The Dutch Supreme Court’s request for a preliminary ECJ ruling concerned whether FII legislation – as regards the two conditions for being eligible for the FII regime and, consequently, the refund of DWT – is compatible with the free movement of capital. The first condition relates to certain shareholder requirements, and the second relates to the institution’s obligation to distribute profits within eight months after the end of its financial year.
In its ruling on 20 January 2020, the ECJ reiterated that EU member states are free to provide a specific tax regime to encourage the use of collective investment undertakings, and to define conditions which must be met to make use of such a regime. This includes rules on how the burden of proof for the entitlement to the regime is allocated. However, these national conditions violate EU law where they apply, in theory, to all taxpayers but where, in practice, non-resident taxpayers are unlikely to be able to meet the conditions. The ECJ reviewed the validity of the shareholder requirement and distribution requirement for FIIs in light of these considerations.

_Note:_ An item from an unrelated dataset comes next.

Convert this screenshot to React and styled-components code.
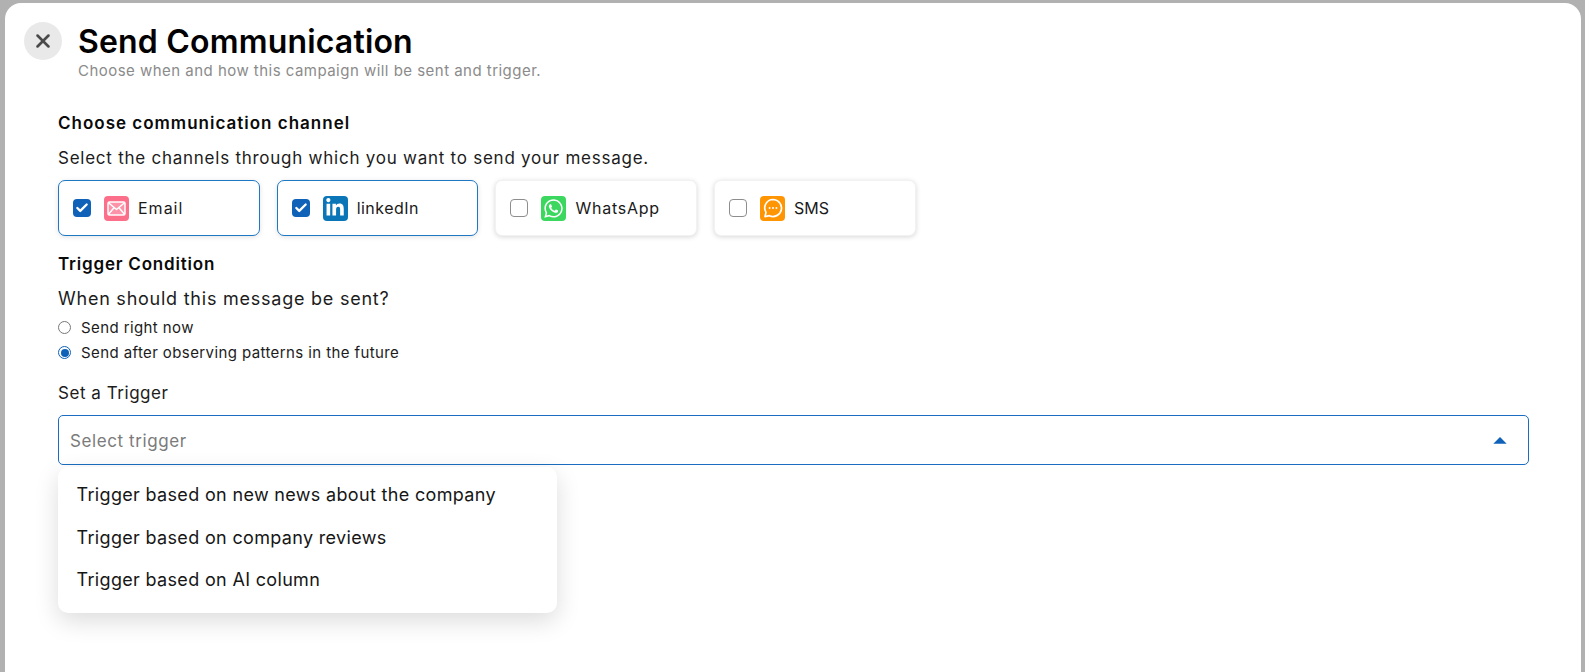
import React from "react";
import styled, { createGlobalStyle } from "styled-components";
import { MdArrowDropUp } from "react-icons/md";
import { FaLinkedinIn, FaWhatsapp } from "react-icons/fa";
import { X, Check } from "lucide-react";

const Global = createGlobalStyle`
  html, body { margin: 0; height: 672px; overflow: hidden; background: #b1b1b1; }
  * { box-sizing: border-box; }
  body { font-family: Inter, "Liberation Sans", sans-serif; color: #111; }
`;

const Panel = styled.div`
  margin: 3px 4px 0 5px;
  height: 669px;
  background: #fff;
  border-radius: 16px 16px 0 0;
  padding: 18px 52px 0 53px;
`;

const Header = styled.header`
  display: flex;
  align-items: flex-start;
  gap: 16px;
  margin-left: -34px;
`;

const CloseButton = styled.div`
  width: 38px;
  height: 38px;
  border-radius: 50%;
  background: #e9e9e9;
  color: #4a4a4a;
  display: flex;
  align-items: center;
  justify-content: center;
  margin-top: 1px;
`;

const Titles = styled.div`
  display: flex;
  flex-direction: column;
  margin-top: 1px;
`;

const Title = styled.h1`
  margin: 0;
  font-size: 32px;
  line-height: 39px;
  font-weight: 600;
  color: #000;
  letter-spacing: 0.18px;
`;

const Subtitle = styled.p`
  margin: 0;
  font-size: 15px;
  line-height: 19px;
  color: #8b8b8b;
  letter-spacing: 0.47px;
`;

const SectionTitle = styled.h2`
  margin: ${(p) => p.$top}px 0 0;
  font-size: 17px;
  line-height: 24px;
  font-weight: 600;
  color: #0a0a0a;
  letter-spacing: ${(p) => p.$spacing}px;
`;

const Prompt = styled.p`
  margin: ${(p) => p.$top}px 0 0;
  font-size: ${(p) => p.$size}px;
  line-height: 24px;
  color: #1c1c1c;
  letter-spacing: ${(p) => p.$spacing}px;
`;

const Channels = styled.div`
  display: flex;
  gap: 17px;
  margin-top: 10px;
`;

const ChannelCard = styled.div`
  width: 201.7px;
  height: 56px;
  display: flex;
  align-items: center;
  padding-left: 14px;
  border-radius: 7px;
  background: #fff;
  border: ${(p) => (p.$checked ? "1.5px solid #1f78c4" : "1px solid #f2f2f2")};
  box-shadow: 0 1px 5px rgba(0, 0, 0, ${(p) => (p.$checked ? 0.12 : 0.16)});
`;

const CheckBox = styled.span`
  width: 18px;
  height: 18px;
  flex: none;
  border-radius: 4px;
  display: flex;
  align-items: center;
  justify-content: center;
  color: #fff;
  background: ${(p) => (p.$checked ? "#0f62b8" : "#fff")};
  border: ${(p) => (p.$checked ? "none" : "1.5px solid #8d8d8d")};
`;

const ChannelIcon = styled.span`
  width: 25px;
  height: 25px;
  flex: none;
  margin-left: 13px;
  border-radius: 4px;
  background: ${(p) => p.$bg};
  color: #fff;
  display: flex;
  align-items: center;
  justify-content: center;
  font-size: ${(p) => p.$size || 18}px;
`;

const ChannelName = styled.span`
  margin-left: 9px;
  font-size: 16px;
  color: #1a1a1a;
  letter-spacing: ${(p) => p.$spacing}px;
`;

const RadioRow = styled.label`
  display: flex;
  align-items: center;
  gap: 10px;
  height: 25px;
  font-size: 15px;
  color: #1c1c1c;
  letter-spacing: 0.4px;
`;

const RadioGroup = styled.div`
  margin-top: 4px;
  display: flex;
  flex-direction: column;
`;

const RadioDot = styled.span`
  width: 13px;
  height: 13px;
  border-radius: 50%;
  flex: none;
  border: 1.2px solid ${(p) => (p.$on ? "#0f62b8" : "#777")};
  display: flex;
  align-items: center;
  justify-content: center;
  &::after {
    content: "";
    width: 8px;
    height: 8px;
    border-radius: 50%;
    background: ${(p) => (p.$on ? "#0f62b8" : "transparent")};
  }
`;

const SelectWrap = styled.div`
  position: relative;
  margin-top: 10px;
`;

const SelectBox = styled.div`
  height: 50px;
  border: 1.5px solid #1a6dbf;
  border-radius: 5px;
  display: flex;
  align-items: center;
  justify-content: space-between;
  padding: 1px 12px 0 11px;
  font-size: 17px;
  color: #7b7b7b;
  letter-spacing: 0.6px;
`;

const Caret = styled.span`
  color: #0f62b8;
  font-size: 32px;
  display: flex;
  align-items: center;
`;

const Menu = styled.ul`
  position: absolute;
  top: 52px;
  left: 0;
  width: 499px;
  height: 146px;
  margin: 0;
  padding: 6.5px 0;
  list-style: none;
  background: #fff;
  border-radius: 10px;
  box-shadow: 0 8px 24px rgba(0, 0, 0, 0.14);
`;

const MenuItem = styled.li`
  height: 42.5px;
  display: flex;
  align-items: center;
  padding-left: 18.5px;
  font-size: 18px;
  color: #161616;
  letter-spacing: 0.33px;
`;

const MailGlyph = () => (
  <svg width="19" height="15" viewBox="0 0 19 15" fill="rgba(255,255,255,0.25)" stroke="#fff" strokeWidth="1.5" strokeLinejoin="round">
    <rect x="1" y="1" width="17" height="13" rx="1.5" />
    <path d="M1.5 1.8 9.5 8.5 17.5 1.8M1.5 13.2 7 6.8M17.5 13.2 12 6.8" fill="none" />
  </svg>
);

const ChatGlyph = () => (
  <svg width="20" height="20" viewBox="0 0 20 20" fill="none">
    <path d="M10 1.5a8.5 8.5 0 1 1-3.6 16.2L2 18.6l1-4.2A8.5 8.5 0 0 1 10 1.5Z" stroke="#fff" strokeWidth="1.7" strokeLinejoin="round" />
    <circle cx="6.6" cy="10" r="1" fill="#fff" />
    <circle cx="10" cy="10" r="1" fill="#fff" />
    <circle cx="13.4" cy="10" r="1" fill="#fff" />
  </svg>
);

const channels = [
  { name: "Email", checked: true, bg: "#fb6f8b", spacing: 1, icon: <MailGlyph /> },
  { name: "linkedIn", checked: true, bg: "#0a76b8", spacing: 0.46, size: 20, icon: <FaLinkedinIn /> },
  { name: "WhatsApp", checked: false, bg: "#3cd75f", spacing: 0.77, size: 21, icon: <FaWhatsapp /> },
  { name: "SMS", checked: false, bg: "#ff9502", spacing: 0, icon: <ChatGlyph /> },
];

const triggers = [
  "Trigger based on new news about the company",
  "Trigger based on company reviews",
  "Trigger based on AI column",
];

export default function App() {
  return (
    <>
      <Global />
      <Panel>
        <Header>
          <CloseButton><X size={22} strokeWidth={2.8} /></CloseButton>
          <Titles>
            <Title>Send Communication</Title>
            <Subtitle>Choose when and how this campaign will be sent and trigger.</Subtitle>
          </Titles>
        </Header>

        <SectionTitle $top={31} $spacing={1}>Choose communication channel</SectionTitle>
        <Prompt $top={11} $size={17} $spacing={0.75}>Select the channels through which you want to send your message.</Prompt>
        <Channels>
          {channels.map((c) => (
            <ChannelCard key={c.name} $checked={c.checked}>
              <CheckBox $checked={c.checked}>{c.checked && <Check size={14} strokeWidth={4} />}</CheckBox>
              <ChannelIcon $bg={c.bg} $size={c.size}>{c.icon}</ChannelIcon>
              <ChannelName $spacing={c.spacing}>{c.name}</ChannelName>
            </ChannelCard>
          ))}
        </Channels>

        <SectionTitle $top={16} $spacing={0.8}>Trigger Condition</SectionTitle>
        <Prompt $top={11} $size={18} $spacing={0.76}>When should this message be sent?</Prompt>
        <RadioGroup>
          <RadioRow><RadioDot />Send right now</RadioRow>
          <RadioRow><RadioDot $on />Send after observing patterns in the future</RadioRow>
        </RadioGroup>
        <Prompt $top={16} $size={17} $spacing={0.54}>Set a Trigger</Prompt>
        <SelectWrap>
          <SelectBox>
            Select trigger
            <Caret><MdArrowDropUp /></Caret>
          </SelectBox>
          <Menu>
            {triggers.map((t) => <MenuItem key={t}>{t}</MenuItem>)}
          </Menu>
        </SelectWrap>
      </Panel>
    </>
  );
}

According to the ECJ, case law demonstrates that measures that discourage non-residents from investing in a member state restrict the movement of capital and are prohibited under EU law. In this respect it is necessary to verify:
In verifying the first item, the ECJ stated that, as a general rule, both FIIs and non-resident investment funds are subject to the same shareholders conditions. Even if this is the case, however, such conditions are not compatible with EU law if de facto they can likely only be met by FIIs. Whether this is the case, is for the Dutch Supreme Court to determine.
In terms of the second item, the ECJ held that Dutch legislation may require taxpayers to provide proof to determine whether the conditions for a certain tax regime have been met. KA Deka was unable to prove that it had met the shareholder requirement because the system in which its shares were traded did not allow it to identify its shareholders. The ECJ noted that this was not the result of the shareholder requirement as such, but rather of the choice to have shares traded in a particular system. Therefore, the shareholder requirement does not violate EU law, provided FIIs whose shares are traded in a similar system have the same burden of proof. Whether this is the case is for the Dutch Supreme Court to determine.
An FII is required to distribute its profits within eight months after the end of its financial year. The ECJ held that such a requirement may violate EU law depending on the objective of the requirement. If the objective is to tax the FII’s profits at the same level as the shareholders, the requirement violates EU law if profits of a foreign investment fund are – irrespective of any actual distributions – taxed at the level of the shareholders. The ECJ concluded that the Dutch Supreme Court must determine whether the objective of the distribution requirement is the taxation of the FIIs profits at the level of its shareholders.
What does this ruling mean?
It is the first time that the ECJ has held, in a direct tax case, that situations that are legally treated the same can still violate EU law if residents of another member states, although legally in the same position, are unlikely to be able to claim equal treatment. In other areas of EU law, this has been clearly established. The guidance demonstrates, as with the definition of abuse of EU law, that the ECJ views tax law no different from any other field of law when judging its compatibility with EU law.
Even though the ECJ gives clear guidance to the Dutch Supreme Court, a number of issues remain . For example, if KA Deka has German participants who are required to recognise undistributed income, and non-German participants who recognise income only when distributed, is it still comparable to an FII? And if a foreign investment fund is not obligated to distribute, but makes distributions as a matter of general fund terms, is it comparable to an FII? With regard to the shareholder requirement, it will be interesting to see where the Dutch Supreme Court will draw the line given the fact that FIIs that are publicly traded in the Netherlands in practice have no means to identify their shareholders. They rely on provisions in the articles of association and the fund terms for compliance with the shareholder requirement.
With these instructions in hand, it is now up to the Dutch Supreme Court to determine whether the shareholder and distribution requirements infringe on the free movement of capital. At a snail’s pace, it seems that the end of the KA Deka proceedings are finally in sight – but it may take many years before all remaining questions are resolved.